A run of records
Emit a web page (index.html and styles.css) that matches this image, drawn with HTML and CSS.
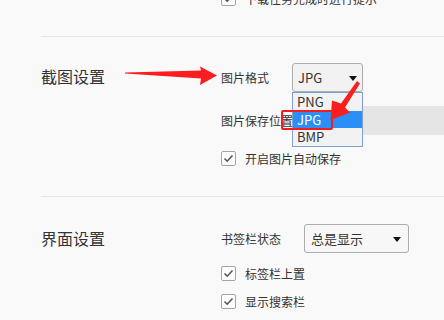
FILE: index.html
```html
<!DOCTYPE html>
<html>
<head>
<meta charset="utf-8">
<link rel="stylesheet" href="styles.css">
</head>
<body>
<div class="page">
  <div class="section top">
    <div class="cut-row">
      <span class="check"><svg viewBox="0 0 15 15" width="15" height="15"><path d="M3.5 7.5 L6.2 10.2 L11.5 4.5" fill="none" stroke="#555" stroke-width="1.6"/></svg></span>
      <span class="ctext">下载任务完成时进行提示</span>
    </div>
  </div>

  <div class="section shot">
    <div class="title t1">截图设置</div>
    <div class="rows">
      <div class="row r1">
        <span class="label">图片格式</span>
        <div class="select s1">
          <span class="val">JPG</span>
          <span class="tri"></span>
          <ul class="list">
            <li>PNG</li>
            <li class="sel">JPG</li>
            <li>BMP</li>
          </ul>
        </div>
      </div>
      <div class="row r2">
        <span class="label">图片保存位置</span>
        <div class="input"></div>
      </div>
      <div class="crow r3">
        <span class="check"><svg viewBox="0 0 15 15" width="15" height="15"><path d="M3.5 7.5 L6.2 10.2 L11.5 4.5" fill="none" stroke="#555" stroke-width="1.6"/></svg></span>
        <span class="ctext">开启图片自动保存</span>
      </div>
    </div>
  </div>

  <div class="section ui">
    <div class="title t2">界面设置</div>
    <div class="rows">
      <div class="row q1">
        <span class="label">书签栏状态</span>
        <div class="select s2">
          <span class="val">总是显示</span>
          <span class="tri"></span>
        </div>
      </div>
      <div class="crow q2">
        <span class="check"><svg viewBox="0 0 15 15" width="15" height="15"><path d="M3.5 7.5 L6.2 10.2 L11.5 4.5" fill="none" stroke="#555" stroke-width="1.6"/></svg></span>
        <span class="ctext">标签栏上置</span>
      </div>
      <div class="crow q3">
        <span class="check"><svg viewBox="0 0 15 15" width="15" height="15"><path d="M3.5 7.5 L6.2 10.2 L11.5 4.5" fill="none" stroke="#555" stroke-width="1.6"/></svg></span>
        <span class="ctext">显示搜索栏</span>
      </div>
    </div>
  </div>

  <div class="marks">
    <div class="hl-box"></div>
    <svg class="arrows" width="444" height="320" viewBox="0 0 444 320">
      <polygon points="125,72.4 201,70.5 200,66.5 217,75.5 200,85 201,78.5 125,73.6" fill="#fa1e1e"/>
      <polygon points="357,81 341,103.5 332,100.5 330.5,120 350,112.5 345,107.5 360,83.5" fill="#fa1e1e"/>
    </svg>
  </div>
</div>
</body>
</html>
```
FILE: styles.css
```css
html, body {
  margin: 0;
  padding: 0;
}
body {
  width: 444px;
  height: 320px;
  overflow: hidden;
  background: #f9f9f9;
  font-family: "Noto Sans CJK SC", "Noto Sans", sans-serif;
  color: #333;
}
.page {
  position: relative;
  width: 444px;
  height: 320px;
  overflow: hidden;
}
.section {
  margin-left: 41px;
  display: flex;
  border-bottom: 1px solid #e6e6e6;
}
.top {
  height: 37px;
  padding-left: 180px;
  box-sizing: border-box;
}
.cut-row {
  display: flex;
  align-items: center;
  height: 15px;
  margin-top: -9px;
}
.title {
  width: 180px;
  flex: none;
  font-size: 16px;
  line-height: 29px;
  height: 29px;
  color: #333;
}
.t1 { margin-top: 25px; }
.t2 { margin-top: 27px; }
.rows {
  display: flex;
  flex-direction: column;
  flex: 1;
}
.shot { height: 160px; box-sizing: border-box; }
.ui { border-bottom: none; }
.row {
  display: flex;
  align-items: center;
  height: 29px;
}
.r1 { margin-top: 26px; }
.r2 { margin-top: 14px; }
.r3 { margin-top: 16px; }
.q1 { margin-top: 27px; }
.q2 { margin-top: 13px; }
.q3 { margin-top: 13px; }
.label {
  font-size: 12px;
  margin-right: 23px;
  white-space: nowrap;
  color: #333;
}
.select {
  position: relative;
  height: 29px;
  box-sizing: border-box;
  border: 1px solid #acacac;
  border-radius: 3px;
  background: #f2f2f2;
  display: flex;
  align-items: center;
}
.s1 { width: 71px; }
.s2 { width: 105px; background: #f7f7f7; }
.val {
  font-size: 13px;
  padding-left: 5px;
  color: #333;
}
.s2 .val { padding-left: 6px; font-size: 13px; }
.tri {
  position: absolute;
  right: 5px;
  top: 12px;
  width: 0;
  height: 0;
  border-left: 4px solid transparent;
  border-right: 4px solid transparent;
  border-top: 5px solid #111;
}
.s2 .tri { right: 7px; }
.list {
  position: absolute;
  left: -1px;
  top: 28px;
  width: 71px;
  margin: 0;
  padding: 0;
  list-style: none;
  box-sizing: border-box;
  border: 1px solid #7f9ed6;
  background: #f2f2f2;
  z-index: 5;
}
.list li {
  height: 17.6px;
  line-height: 17.6px;
  font-size: 13px;
  padding-left: 4px;
  color: #333;
}
.list li.sel {
  background: #2b8ff7;
  color: #fff;
}
.input {
  width: 200px;
  height: 29px;
  background: #e5e5e5;
  flex: none;
}
.crow {
  display: flex;
  align-items: center;
  height: 15px;
}
.check {
  width: 15px;
  height: 15px;
  box-sizing: border-box;
  border: 1px solid #a3a3a3;
  border-radius: 2px;
  background: #fdfdfd;
  flex: none;
  display: flex;
  align-items: center;
  justify-content: center;
}
.check svg { display: block; margin: -1px; }
.ctext {
  font-size: 12px;
  margin-left: 9px;
  color: #333;
  white-space: nowrap;
}
.marks {
  position: absolute;
  left: 0;
  top: 0;
  width: 444px;
  height: 320px;
  pointer-events: none;
  z-index: 10;
}
.hl-box {
  position: absolute;
  left: 281px;
  top: 110px;
  width: 52px;
  height: 20px;
  box-sizing: border-box;
  border: 2.5px solid #f51c1c;
  border-radius: 2px;
}
.arrows {
  position: absolute;
  left: 0;
  top: 0;
}
```
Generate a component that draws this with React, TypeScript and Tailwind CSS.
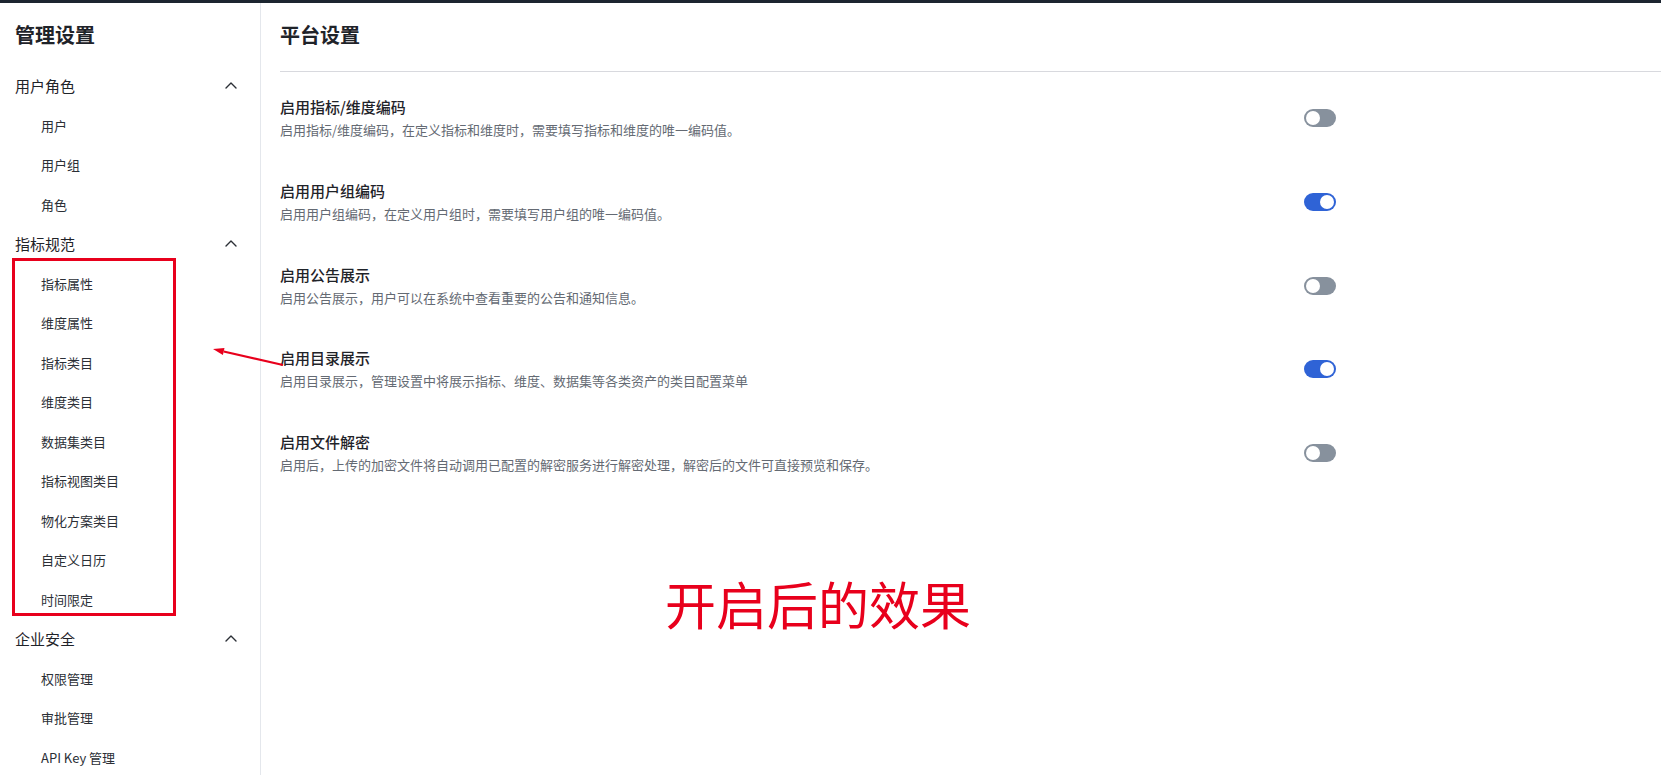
import React, { useState } from 'react'

const FONT = '"Noto Sans CJK SC", "Noto Sans", sans-serif'

interface NavGroup {
  title: string
  items: string[]
}

const groups: NavGroup[] = [
  { title: '用户角色', items: ['用户', '用户组', '角色'] },
  {
    title: '指标规范',
    items: ['指标属性', '维度属性', '指标类目', '维度类目', '数据集类目', '指标视图类目', '物化方案类目', '自定义日历', '时间限定'],
  },
  { title: '企业安全', items: ['权限管理', '审批管理', 'API Key 管理'] },
]

interface Setting {
  key: string
  title: string
  desc: string
  on: boolean
}

const initialSettings: Setting[] = [
  { key: 'code', title: '启用指标/维度编码', desc: '启用指标/维度编码，在定义指标和维度时，需要填写指标和维度的唯一编码值。', on: false },
  { key: 'group', title: '启用用户组编码', desc: '启用用户组编码，在定义用户组时，需要填写用户组的唯一编码值。', on: true },
  { key: 'notice', title: '启用公告展示', desc: '启用公告展示，用户可以在系统中查看重要的公告和通知信息。', on: false },
  { key: 'catalog', title: '启用目录展示', desc: '启用目录展示，管理设置中将展示指标、维度、数据集等各类资产的类目配置菜单', on: true },
  { key: 'decrypt', title: '启用文件解密', desc: '启用后，上传的加密文件将自动调用已配置的解密服务进行解密处理，解密后的文件可直接预览和保存。', on: false },
]

const Chevron = () => (
  <svg width="12" height="7" viewBox="0 0 12 7" fill="none">
    <polyline points="1,6 6,1 11,6" stroke="#2b2f36" strokeWidth="1.4" strokeLinecap="round" strokeLinejoin="round" />
  </svg>
)

const Toggle = ({ on, onClick }: { on: boolean; onClick: () => void }) => (
  <button
    type="button"
    onClick={onClick}
    className={`relative w-[32px] h-[18px] rounded-full shrink-0 ${on ? 'bg-[#2f63d6]' : 'bg-[#87919d]'}`}
  >
    <span
      className={`absolute top-[2px] w-[14px] h-[14px] rounded-full bg-white ${on ? 'left-[16px]' : 'left-[2px]'}`}
    />
  </button>
)

export default function App() {
  const [settings, setSettings] = useState(initialSettings)

  const toggle = (key: string) =>
    setSettings(s => s.map(it => (it.key === key ? { ...it, on: !it.on } : it)))

  return (
    <div className="relative w-full h-[775px] overflow-hidden bg-white" style={{ fontFamily: FONT }}>
      <div className="h-[3px] bg-[#1c2530]" />
      <div className="flex h-[772px]">
        {/* Sidebar */}
        <aside className="w-[261px] shrink-0 border-r border-[#e4e7ec]">
          <h1 className="pt-[18px] pl-[15px] text-[20px] leading-[28px] font-semibold text-[#1f2329]">管理设置</h1>
          <nav className="mt-[17px]">
            {groups.map(g => (
              <div key={g.title}>
                <div className="h-[39.5px] flex items-center justify-between pl-[15px] pr-[23px] text-[15px] text-[#1f2329]">
                  <span>{g.title}</span>
                  <Chevron />
                </div>
                {g.items.map(item => (
                  <div key={item} className="h-[39.5px] flex items-center pl-[41px] text-[13px] text-[#2b2f36]">
                    {item}
                  </div>
                ))}
              </div>
            ))}
          </nav>
        </aside>

        {/* Main */}
        <main className="flex-1 pl-[19px]">
          <h2 className="pt-[18px] text-[20px] leading-[28px] font-semibold text-[#1f2329]">平台设置</h2>
          <div className="mt-[22px] border-t border-[#d8d9de]" />
          <div className="pt-[24px] flex flex-col gap-[39.75px]">
            {settings.map(s => (
              <div key={s.key} className="w-[1056px] flex items-center justify-between">
                <div>
                  <div className="text-[15px] leading-[22px] font-medium text-[#1f2329]">{s.title}</div>
                  <div className="mt-[2px] text-[13px] leading-[20px] text-[#646a73]">{s.desc}</div>
                </div>
                <Toggle on={s.on} onClick={() => toggle(s.key)} />
              </div>
            ))}
          </div>
        </main>
      </div>

      {/* Red annotations */}
      <div className="absolute left-[12px] top-[258px] w-[164px] h-[358px] border-[3px] border-[#e8001c] pointer-events-none" />
      <svg className="absolute left-[205px] top-[340px] pointer-events-none" width="85" height="30" viewBox="0 0 85 30">
        <line x1="78" y1="25" x2="18.7" y2="11.45" stroke="#e8001c" strokeWidth="2.2" />
        <polygon points="8,9 19.5,8 17.9,14.9" fill="#e8001c" />
      </svg>
      <div className="absolute left-[665px] top-[578px] text-[51px] leading-[51px] text-[#e8001c] whitespace-nowrap">
        开启后的效果
      </div>
    </div>
  )
}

Short exercise = From the line containing "Generate a component" through the line containing "setSettings(s => s.map(it", copy every line above exactly, without pictures.

Worked answer =
Generate a component that draws this with React, TypeScript and Tailwind CSS.
import React, { useState } from 'react'

const FONT = '"Noto Sans CJK SC", "Noto Sans", sans-serif'

interface NavGroup {
  title: string
  items: string[]
}

const groups: NavGroup[] = [
  { title: '用户角色', items: ['用户', '用户组', '角色'] },
  {
    title: '指标规范',
    items: ['指标属性', '维度属性', '指标类目', '维度类目', '数据集类目', '指标视图类目', '物化方案类目', '自定义日历', '时间限定'],
  },
  { title: '企业安全', items: ['权限管理', '审批管理', 'API Key 管理'] },
]

interface Setting {
  key: string
  title: string
  desc: string
  on: boolean
}

const initialSettings: Setting[] = [
  { key: 'code', title: '启用指标/维度编码', desc: '启用指标/维度编码，在定义指标和维度时，需要填写指标和维度的唯一编码值。', on: false },
  { key: 'group', title: '启用用户组编码', desc: '启用用户组编码，在定义用户组时，需要填写用户组的唯一编码值。', on: true },
  { key: 'notice', title: '启用公告展示', desc: '启用公告展示，用户可以在系统中查看重要的公告和通知信息。', on: false },
  { key: 'catalog', title: '启用目录展示', desc: '启用目录展示，管理设置中将展示指标、维度、数据集等各类资产的类目配置菜单', on: true },
  { key: 'decrypt', title: '启用文件解密', desc: '启用后，上传的加密文件将自动调用已配置的解密服务进行解密处理，解密后的文件可直接预览和保存。', on: false },
]

const Chevron = () => (
  <svg width="12" height="7" viewBox="0 0 12 7" fill="none">
    <polyline points="1,6 6,1 11,6" stroke="#2b2f36" strokeWidth="1.4" strokeLinecap="round" strokeLinejoin="round" />
  </svg>
)

const Toggle = ({ on, onClick }: { on: boolean; onClick: () => void }) => (
  <button
    type="button"
    onClick={onClick}
    className={`relative w-[32px] h-[18px] rounded-full shrink-0 ${on ? 'bg-[#2f63d6]' : 'bg-[#87919d]'}`}
  >
    <span
      className={`absolute top-[2px] w-[14px] h-[14px] rounded-full bg-white ${on ? 'left-[16px]' : 'left-[2px]'}`}
    />
  </button>
)

export default function App() {
  const [settings, setSettings] = useState(initialSettings)

  const toggle = (key: string) =>
    setSettings(s => s.map(it => (it.key === key ? { ...it, on: !it.on } : it)))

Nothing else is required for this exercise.